文章：Face Alignment Across Large Poses: A 3D Solution (Code)
注：这问题属于坑比较多的，大家也不放代码用来赚钱，目前，是浙大的 Zhou Kun 有成熟的技术，需要购买的话，我可以去联系。

2.物体探测、物体定位、视频中的物体探测、场景分类、场景分析的算法、论文

(1) 物体探测和物体定位

物体探测也称物体检测（object detection）包括物体定位（object localization）和物体识别（object recognition）两部分。一般讲是先定位物体在哪里，然后识别是什么（猫，狗，车）。但是自从 faster RCNN 后，物体定位和物体识别就同时一起做了。目前主要的开源代码是 SSD，faster RCNN, Yolo。各有优劣，SSD 和 faster RCNN 是 recall 比较高，Yolo 是 precision 比较高。综合上来看，如果一定要选一个的话，我推荐 Yolo。注意，目前的 object detection 是用 mAP 来衡量，但 mAP 差个几个点范围内很难说明实际效果的好坏。我们组写了一个 object detection 的详细结束文件（和这份文件一起交付）。

另外还有一篇是刚刚出来的 Mask RCNN，性能比现在的物体检测器都好。文章在这里 https://arxiv.org/abs/1703.06870

具体中文讨论在这里 https://www.zhihu.com/question/57403701 但是，没有代码，我们组也在复现中

(2) 视频中的物体探测

学术上这个被称为多物体跟踪（mutli-object tracking），他的基本原理是跟踪和物体检测联合训练。主要的算法可以在这里两个网站上查到：
这个是专门做多物体跟踪的： https://motchallenge.net/
里面有一些有文章
另一个网站是： http://www.cvlibs.net/datasets/kitti/eval_tracking.php
这个虽然是无人车的，但原理差不多，你们可以用他们的模型

如果代码的话推荐这篇，是我朋友的工作， http://yuxng.github.io/
这两篇文章都有代码，
Learning to Track: Online Multi-Object Tracking by Decision Making.
Subcategory-aware Convolutional Neural Networks for Object Proposals and Detection.（这篇没有 model，需要的话，我可以发给你们做研究用，但是如果要商用请和作者联系。）

另外 multi-object tracking 都比较慢，如果要快点的话，可以使用 yolo 每帧做处理，然后简单复现这篇文章，就行了。
Seq-NMS for Video Object Detection https://arxiv.org/abs/1602.08465

(3) 场景分类、场景分析

场景分类本质上一个图像分类问题，你们只要对图像的场景打上多类标签，进入分类器训练就行了，目前最好的分类器，在 ResNet 之后有两个更好 ResNext，kaiming he 之后的作品。

• Aggregated Residual Transformations for Deep Neural Networks, (Code)
• Inception-v4, Inception-ResNet and the Impact of Residual Connections on Learning (Code)

主流的场景分类数据库是 MIT scene dataset你们可以好好用来做 pre-train
这里有一个 demo，比较 cool，你们可以直接用 http://places.csail.mit.edu/demo.html

3.图片场景描述的算法、论文

这个在学术上叫 image-captioning 对于这个问题 coco 有一个排名，你们可以在这个排名上找到比较靠前的文章和代码，但是衡量好坏的 metric 比较受诟病。
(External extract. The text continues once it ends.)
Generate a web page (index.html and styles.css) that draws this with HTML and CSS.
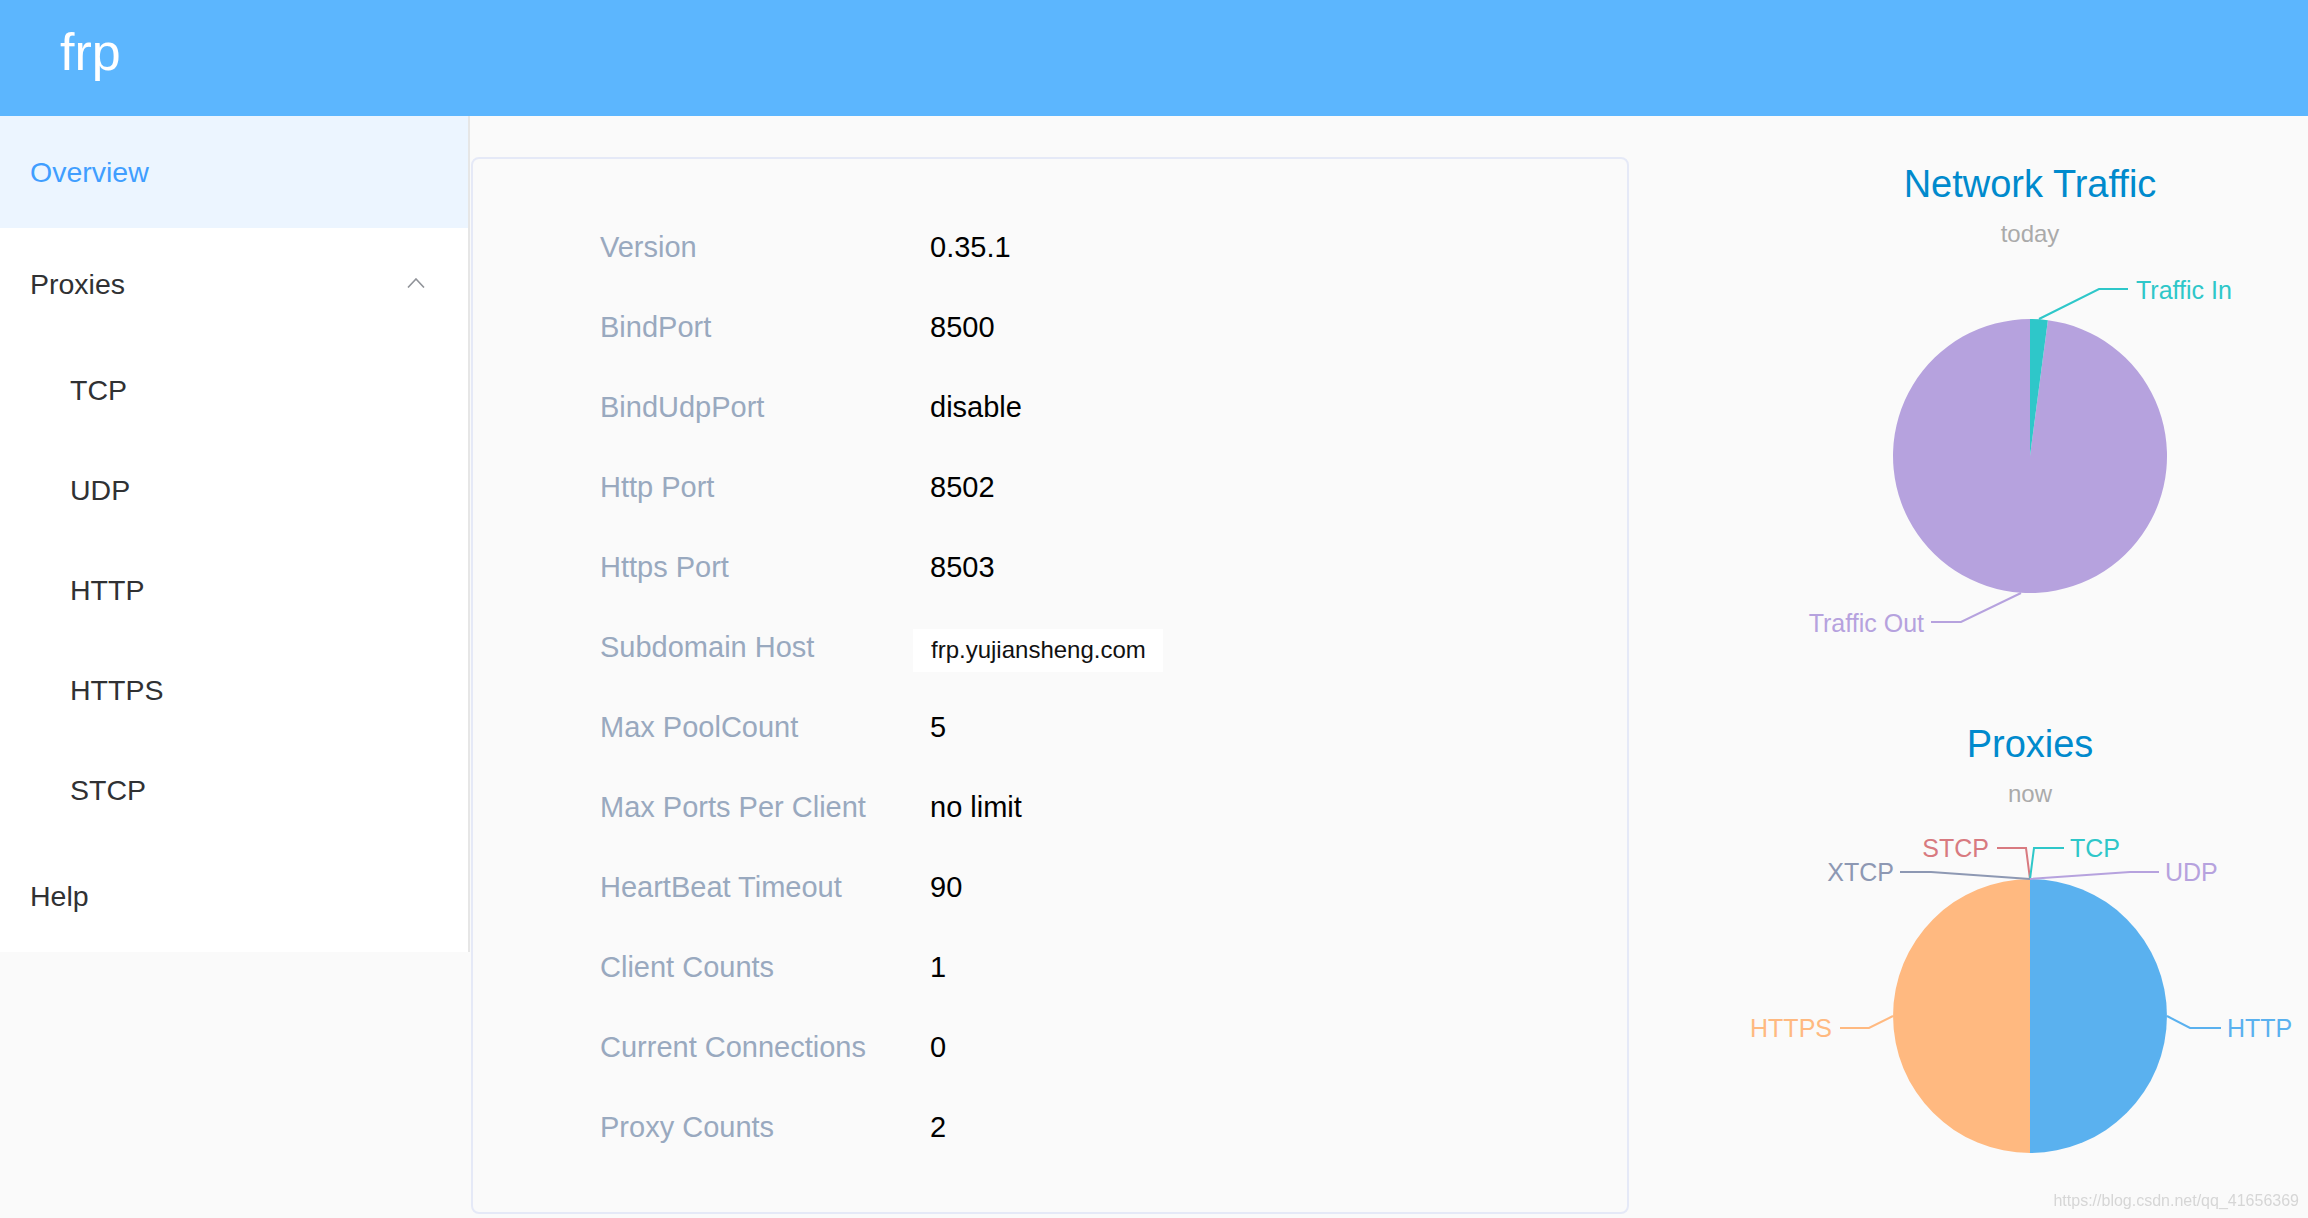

也就是分数高的不一定效果好，所以这个还是你要自己感受一下。 http://mscoco.org/dataset/#captions-leaderboard

我先简单列出几个有代表性的，且有代码的

• 论文：Oriol Vinyals, Alexander Toshev, Samy Bengio, Dumitru Erhan, Show and Tell: A Neural Image Caption Generator, arXiv:1411.4555. (Code)
• 论文：Andrej Karpathy, Li Fei-Fei, Deep Visual-Semantic Alignments for Generating Image Description, CVPR, 2015. (Code)
• 论文：Kelvin Xu, Jimmy Lei Ba, Ryan Kiros, Kyunghyun Cho, Aaron Courville, Ruslan Salakhutdinov, Richard S. Zemel, Yoshua Bengio, Show, Attend, and Tell: Neural Image Caption Generation with Visual Attention, arXiv:1502.03044 / ICML 2015 (Code)
• 论文：Ryan Kiros, Ruslan Salakhutdinov, Richard S. Zemel, Unifying Visual-Semantic Embeddings with Multimodal Neural Language Models, arXiv:1411.2539. (Code)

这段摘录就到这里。